Photo courtesy of Doornroosje

0 Shares

Getting tickets to a King Gizzard and the Lizard Wizard is nearly impossible; tickets are selling out months in advance across the US. The two shows the band played in Denver and Boulder this weekend were no exception. Scalped tickets were running for over $140 a piece. They’ve gained a near cultish following, and the cult’s members are willing to pay anything to see the six-foot tall and over six piece. Getting tickets can be a difficult feat for the demographic that the band attracts (types who probably don’t make their bed in the morning). Somehow I (who only sometimes manage to make my bed) scored a cheap ticket by stroke of total luck, and I made my way to Boulder’s Fox Theatre on Oct 5 and into the sweaty cluster of bodies, all vying to get to the front.

Sometimes using sitar, sometimes a tiny yellow guitar frontman Stu Mackenzie named his “Flying Microtonal Banana” during their April tour of the album. Always with two drummers, King Gizzard has been climbing higher and higher into a doomy, nightmarish dystopia since their conception in 2014. Their sound is nearly light bending, channeling the psychedelic underground, like listening to metal composed in a scale typical of Indian folk music.

So far, they’ve released eleven total albums, ranging from five to twenty five songs in length, mostly saturated with lyrics that predict doomsday, demonic mind control, the underworld, beasts and cyborgs. Their imagery recalls that of a ten-year-old boy who watches way too much Adult Swim, and it’s totally off-beat, just a little bit scary and brilliantly insane.

Amidst projections of sacred geometrical shapes, cartoon alligators and high-flying color their energy laced the air of the theatre, King Gizzard live is as pervasive an experience as a nuclear spill and just as noxious. Their setlist leapt into a quick collage of tracks mostly pulled from their most recent Sketches of Brunswick East, including all three iterations of “Altered Beast” along with more familiar tracks like “Gamma Knife” and “Robot Stop” from their 2016 Nonagon Infinity, and “Nuclear Fusion” and “Sleep Drifter” from Flying Microtonal Banana (2017).

The pit was a turbulent wash of t-shirts, body odor and adrenaline. Everywhere I turned my head was a mouth full of spit and lyrics. I was close enough to see Stu’s calm, nonchalant expression as they ripped into “The River” right before I got kicked in the head by a crowd surfer. The crowd couldn’t get closer, couldn’t get enough of it. I still have a fairly large sized lump on the side of my head from the guy’s Chuck Taylors and I’m not proud of the constant low grade throb it still gives. Despite having to sleep on my left side for the rest of the weekend, it was worth it for the show. I walked away slightly confused and more than slightly concussed and stoked.

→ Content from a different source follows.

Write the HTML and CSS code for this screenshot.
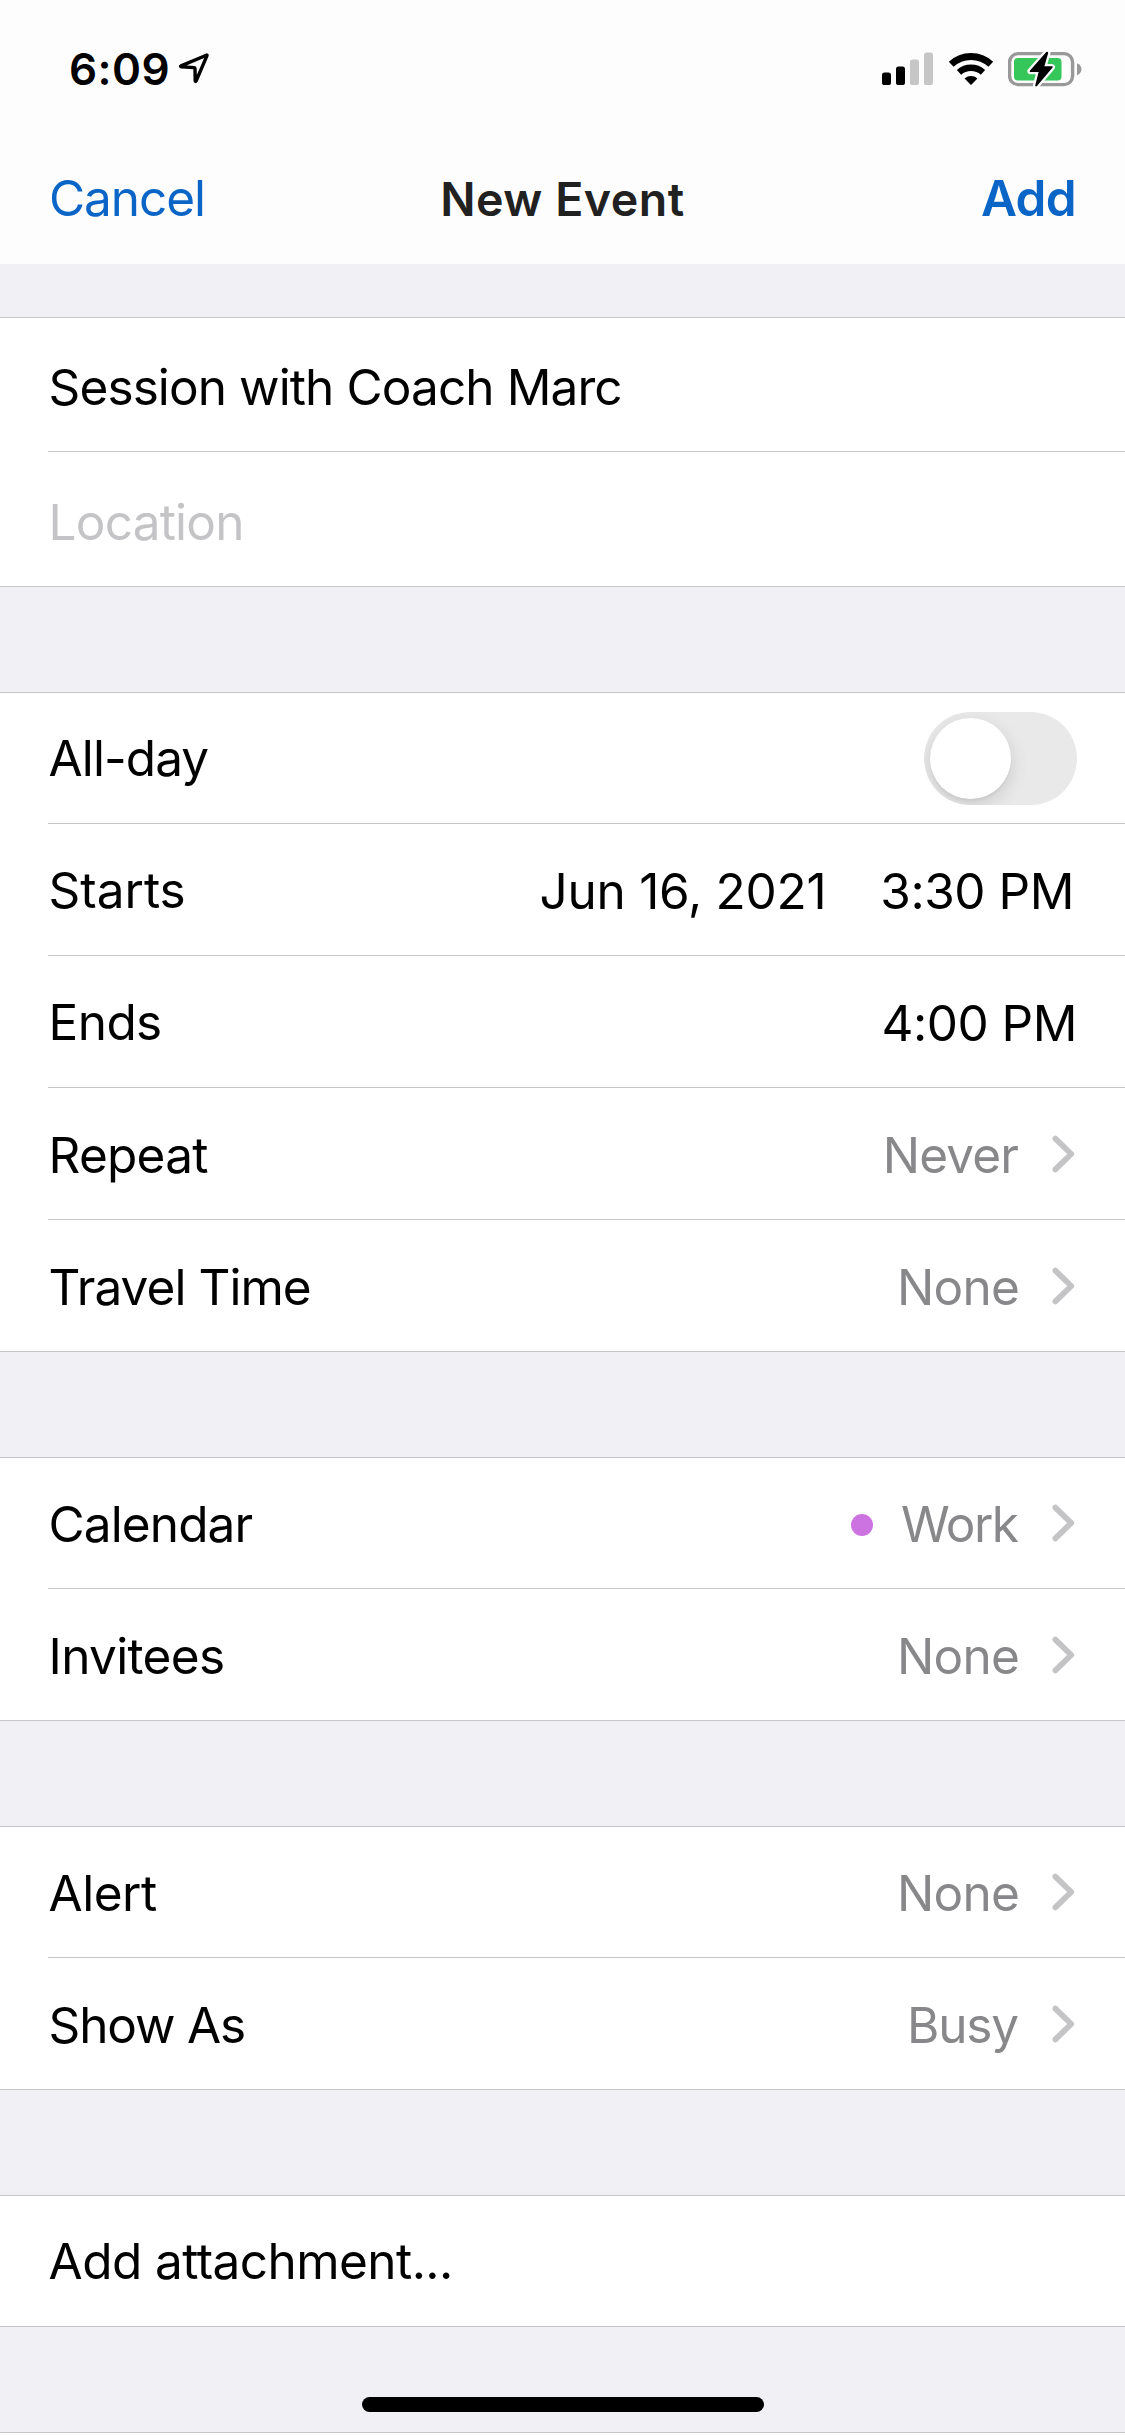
FILE: index.html
```html
<!DOCTYPE html>
<html lang="en">
<head>
<meta charset="utf-8">
<title>New Event</title>
<link rel="stylesheet" href="styles.css">
</head>
<body>
<svg class="defs" width="0" height="0" aria-hidden="true">
  <symbol id="chevron" viewBox="0 0 25 38"><path d="M3.4 3.6 L19.2 19 L3.4 34.4" fill="none" stroke="#c4c4c6" stroke-width="5.8" stroke-linecap="round" stroke-linejoin="round"/></symbol>
</svg>
<header class="header">
  <div class="status">
    <div class="status-left">
      <span class="clock">6:09</span>
      <svg class="location" width="32" height="32" viewBox="0 0 32 32"><path d="M29 2.6 Q29.3 1.8 28.4 2.2 L3 12.9 Q2 13.5 3.2 13.7 L16.2 14.6 Q17 14.7 17 15.5 L17.2 27.8 Q17.5 29 18.1 28 Z" fill="none" stroke="#000" stroke-width="3.4" stroke-linejoin="round"/></svg>
    </div>
    <div class="status-right">
      <svg class="signal" width="52" height="34" viewBox="0 0 52 34">
        <rect x="0" y="20.5" width="9" height="12.5" rx="2.6"/>
        <rect x="14" y="14.5" width="9" height="18.5" rx="2.6"/>
        <rect x="28" y="7.5" width="9" height="25.5" rx="2.6" fill="#c6c6c6"/>
        <rect x="42" y="0.5" width="9" height="32.5" rx="2.6" fill="#c6c6c6"/>
      </svg>
      <svg class="wifi" width="46" height="34" viewBox="0 0 46 34">
        <path d="M3.2 12.2 A29 29 0 0 1 42.8 12.2" fill="none" stroke="#000" stroke-width="7"/>
        <path d="M11 20.4 A18 18 0 0 1 35 20.4" fill="none" stroke="#000" stroke-width="6.4"/>
        <path d="M16.6 26.4 A9.5 9.5 0 0 1 29.4 26.4 L23.6 32.4 Q23 33 22.4 32.4 Z"/>
      </svg>
      <svg class="battery" width="76" height="38" viewBox="0 0 76 38">
        <rect x="1.6" y="3.6" width="63" height="31" rx="8.5" fill="none" stroke="#999" stroke-width="3.4"/>
        <path d="M69 13.2 Q73.4 15 73.4 19.2 Q73.4 23.4 69 25.2 Z" fill="#999"/>
        <rect x="6" y="8" width="47.5" height="22.6" rx="4" fill="#35c759"/>
        <path d="M38.3 2 L21.8 20.8 Q21.2 22 22.6 22 L30.6 22 L27.2 35.4 Q27.6 37 29 36 L44.6 17.6 Q45.2 16.2 43.8 16.2 L36.4 16.2 L40.2 3 Q39.8 1.2 38.3 2 Z" stroke="#fdfdfd" stroke-width="4.6" paint-order="stroke"/>
      </svg>
    </div>
  </div>
  <nav class="nav">
    <a class="cancel">Cancel</a>
    <h1 class="title">New Event</h1>
    <a class="add">Add</a>
  </nav>
</header>
<main class="form">
  <section class="group">
    <div class="row field"><span class="label t-session">Session with Coach Marc</span></div>
    <div class="row field"><span class="label placeholder">Location</span></div>
  </section>
  <section class="group">
    <div class="row"><span class="label t-allday">All-day</span><span class="toggle"><span class="knob"></span></span></div>
    <div class="row date"><span class="label t-starts">Starts</span><span class="times"><span class="time t-day">Jun 16, 2021</span><span class="time t-start">3:30 PM</span></span></div>
    <div class="row date"><span class="label t-ends">Ends</span><span class="time t-end">4:00 PM</span></div>
    <div class="row link"><span class="label t-repeat">Repeat</span><span class="value t-never">Never</span><svg class="chevron"><use href="#chevron"/></svg></div>
    <div class="row link"><span class="label t-travel">Travel Time</span><span class="value t-none">None</span><svg class="chevron"><use href="#chevron"/></svg></div>
  </section>
  <section class="group">
    <div class="row link"><span class="label t-calendar">Calendar</span><span class="dot"></span><span class="value t-work">Work</span><svg class="chevron"><use href="#chevron"/></svg></div>
    <div class="row link"><span class="label t-invitees">Invitees</span><span class="value t-none">None</span><svg class="chevron"><use href="#chevron"/></svg></div>
  </section>
  <section class="group">
    <div class="row link"><span class="label t-alert">Alert</span><span class="value t-none">None</span><svg class="chevron"><use href="#chevron"/></svg></div>
    <div class="row link"><span class="label t-show">Show As</span><span class="value t-busy">Busy</span><svg class="chevron"><use href="#chevron"/></svg></div>
  </section>
  <section class="group">
    <div class="row"><span class="label t-attach">Add attachment...</span></div>
  </section>
</main>
<footer class="footer"><span class="home"></span></footer>
</body>
</html>
```

FILE: styles.css
```css
* { box-sizing: border-box; }

body {
  margin: 0;
  width: 1125px;
  height: 2436px;
  overflow: hidden;
  display: flex;
  flex-direction: column;
  background: #fff;
  color: #000;
  font: 400 49.5px/60px Inter, "Liberation Sans", sans-serif;
}

.defs { display: none; }
svg { display: block; flex: none; }

/* Status bar and navigation */
.header { height: 264px; background: #fdfdfd; }

.status {
  height: 138px;
  padding: 0 41px 0 69px;
  display: flex;
  align-items: center;
  justify-content: space-between;
}
.status-left, .status-right { display: flex; align-items: center; }
.clock { font-size: 44px; font-weight: 600; letter-spacing: 0.4px; }
.location { margin-left: 8px; }
.wifi { margin-left: 14px; }
.battery { margin-left: 14px; }

.nav {
  height: 120px;
  padding: 0 49px 0 49px;
  display: grid;
  grid-template-columns: 1fr auto 1fr;
  align-items: baseline;
  align-content: center;
}
.cancel, .add { color: #0b65c6; }
.cancel { letter-spacing: -1.05px; }
.add { font-weight: 600; letter-spacing: -0.69px; text-align: right; }
.title { margin: 0; color: #212121; font-size: 46.5px; font-weight: 600; letter-spacing: 0.54px; }

/* Grouped form */
.form {
  padding: 53px 0 105px;
  display: flex;
  flex-direction: column;
  gap: 105px;
  background: #f0f0f5;
}

.group {
  padding-left: 48px;
  background: #fff;
  border-top: 1px solid #c6c6c8;
  border-bottom: 1px solid #c6c6c8;
}

.row {
  height: 132px;
  padding-right: 48px;
  display: flex;
  align-items: center;
  border-top: 1px solid #c6c6c8;
}
.row:first-child { height: 130px; border-top: 0; }
.row.field { height: 135px; padding-top: 5px; }
.row.field:first-child { height: 133px; padding-top: 4px; }

.label { flex: 1; padding-left: 0.6px; letter-spacing: var(--track); }
.placeholder { --track: -0.78px; color: #c4c4c6; }
.date .label { padding-top: 1px; }
.date .time { padding-top: 2px; }
.link .label, .link .value { padding-top: 3px; }
.link:first-child .label, .link:first-child .value { padding-top: 1px; }

.time { letter-spacing: var(--track); }
.times { display: flex; gap: 54px; margin-right: 3px; }
.value {
  color: #88888b;
  letter-spacing: var(--track);
  margin-right: calc(33px - var(--track));
}
.chevron { width: 25px; height: 38px; }

.dot {
  width: 22px;
  height: 22px;
  margin: 3px 28px 0 0;
  border-radius: 50%;
  background: #cc73e1;
}

.toggle {
  width: 153px;
  height: 93px;
  padding: 6px;
  border-radius: 47px;
  background: #e9e9ea;
  overflow: hidden;
}
.knob {
  display: block;
  width: 81px;
  height: 81px;
  border-radius: 50%;
  background: #fff;
  box-shadow: 0 6px 18px rgba(0, 0, 0, 0.13), 0 2px 3px rgba(0, 0, 0, 0.05);
}

/* Optical tracking for each string */
.t-session { --track: -0.9px; }
.t-allday { --track: -0.92px; }
.t-starts { --track: -0.02px; }
.t-ends { --track: -0.6px; }
.t-repeat { --track: -0.77px; }
.t-travel { --track: -0.95px; }
.t-day { --track: -0.25px; }
.t-start { --track: -0.46px; }
.t-end { --track: -0.48px; }
.t-never { --track: -0.79px; }
.value.t-none { --track: -0.76px; margin-right: 33px; }
.t-work { --track: -1.5px; }
.t-busy { --track: -1.2px; }
.t-calendar { --track: -0.9px; }
.t-invitees { --track: -0.68px; }
.t-alert { --track: -0.5px; }
.t-show { --track: -1.16px; }
.t-attach { --track: -0.56px; }

.footer {
  height: 4px;
  position: relative;
  border-top: 1px solid #c6c6c8;
  background: #fff;
}
.home {
  position: absolute;
  left: 362px;
  bottom: 24px;
  width: 402px;
  height: 15px;
  border-radius: 8px;
  background: #000;
}
```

King Gizzard announced their plan to drop five albums in 2017, three of which have already been released. They are firing all 12 cylinders, but the fact is that they don’t seem doomed to burn out from the expenditure. They’ve somehow managed to craft 11 different albums that are as chaotically, synchronously mapped as some of my favorite Floyd albums graced by Syd Barrett. They’re masters of chaos, every new record more inverted and warped, and once you see the whole image, the mess in its totality, it’s nothing less than brilliant.